— start of DATA —
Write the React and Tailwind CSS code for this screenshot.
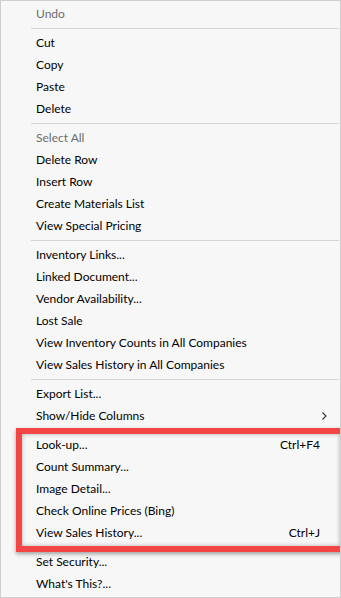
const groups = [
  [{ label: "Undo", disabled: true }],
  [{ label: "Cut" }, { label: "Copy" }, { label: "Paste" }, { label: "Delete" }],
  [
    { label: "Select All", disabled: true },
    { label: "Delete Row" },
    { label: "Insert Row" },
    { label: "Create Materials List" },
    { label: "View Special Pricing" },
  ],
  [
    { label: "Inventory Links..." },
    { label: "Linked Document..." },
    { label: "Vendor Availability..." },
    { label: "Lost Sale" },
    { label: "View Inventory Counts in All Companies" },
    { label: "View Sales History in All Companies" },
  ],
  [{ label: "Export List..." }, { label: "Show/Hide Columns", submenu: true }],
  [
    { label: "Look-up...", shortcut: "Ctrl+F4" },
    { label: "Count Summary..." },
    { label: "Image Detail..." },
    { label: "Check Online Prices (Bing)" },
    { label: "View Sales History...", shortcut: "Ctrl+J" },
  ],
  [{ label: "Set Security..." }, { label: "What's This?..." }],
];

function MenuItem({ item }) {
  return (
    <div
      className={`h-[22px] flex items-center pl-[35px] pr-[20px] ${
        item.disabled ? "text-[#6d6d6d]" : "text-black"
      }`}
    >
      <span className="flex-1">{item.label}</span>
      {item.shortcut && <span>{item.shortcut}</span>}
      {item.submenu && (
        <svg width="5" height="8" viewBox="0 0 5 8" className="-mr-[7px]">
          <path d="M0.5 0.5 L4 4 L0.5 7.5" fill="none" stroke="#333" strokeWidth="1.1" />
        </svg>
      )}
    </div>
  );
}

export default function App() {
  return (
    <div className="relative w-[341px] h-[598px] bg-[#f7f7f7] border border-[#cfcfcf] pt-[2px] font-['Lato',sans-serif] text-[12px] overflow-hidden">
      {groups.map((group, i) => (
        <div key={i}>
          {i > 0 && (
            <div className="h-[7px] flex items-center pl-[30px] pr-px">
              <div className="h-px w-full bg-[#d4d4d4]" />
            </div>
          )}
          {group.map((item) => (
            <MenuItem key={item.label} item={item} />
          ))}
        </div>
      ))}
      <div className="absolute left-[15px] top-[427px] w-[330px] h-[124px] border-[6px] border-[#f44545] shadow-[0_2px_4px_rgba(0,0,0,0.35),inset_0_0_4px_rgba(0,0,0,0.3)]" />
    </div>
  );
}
— end of DATA —
EXERCISE
Print the complete listing exactly, apart from any pictures.

RESPONSE
Write the React and Tailwind CSS code for this screenshot.
const groups = [
  [{ label: "Undo", disabled: true }],
  [{ label: "Cut" }, { label: "Copy" }, { label: "Paste" }, { label: "Delete" }],
  [
    { label: "Select All", disabled: true },
    { label: "Delete Row" },
    { label: "Insert Row" },
    { label: "Create Materials List" },
    { label: "View Special Pricing" },
  ],
  [
    { label: "Inventory Links..." },
    { label: "Linked Document..." },
    { label: "Vendor Availability..." },
    { label: "Lost Sale" },
    { label: "View Inventory Counts in All Companies" },
    { label: "View Sales History in All Companies" },
  ],
  [{ label: "Export List..." }, { label: "Show/Hide Columns", submenu: true }],
  [
    { label: "Look-up...", shortcut: "Ctrl+F4" },
    { label: "Count Summary..." },
    { label: "Image Detail..." },
    { label: "Check Online Prices (Bing)" },
    { label: "View Sales History...", shortcut: "Ctrl+J" },
  ],
  [{ label: "Set Security..." }, { label: "What's This?..." }],
];

function MenuItem({ item }) {
  return (
    <div
      className={`h-[22px] flex items-center pl-[35px] pr-[20px] ${
        item.disabled ? "text-[#6d6d6d]" : "text-black"
      }`}
    >
      <span className="flex-1">{item.label}</span>
      {item.shortcut && <span>{item.shortcut}</span>}
      {item.submenu && (
        <svg width="5" height="8" viewBox="0 0 5 8" className="-mr-[7px]">
          <path d="M0.5 0.5 L4 4 L0.5 7.5" fill="none" stroke="#333" strokeWidth="1.1" />
        </svg>
      )}
    </div>
  );
}

export default function App() {
  return (
    <div className="relative w-[341px] h-[598px] bg-[#f7f7f7] border border-[#cfcfcf] pt-[2px] font-['Lato',sans-serif] text-[12px] overflow-hidden">
      {groups.map((group, i) => (
        <div key={i}>
          {i > 0 && (
            <div className="h-[7px] flex items-center pl-[30px] pr-px">
              <div className="h-px w-full bg-[#d4d4d4]" />
            </div>
          )}
          {group.map((item) => (
            <MenuItem key={item.label} item={item} />
          ))}
        </div>
      ))}
      <div className="absolute left-[15px] top-[427px] w-[330px] h-[124px] border-[6px] border-[#f44545] shadow-[0_2px_4px_rgba(0,0,0,0.35),inset_0_0_4px_rgba(0,0,0,0.3)]" />
    </div>
  );
}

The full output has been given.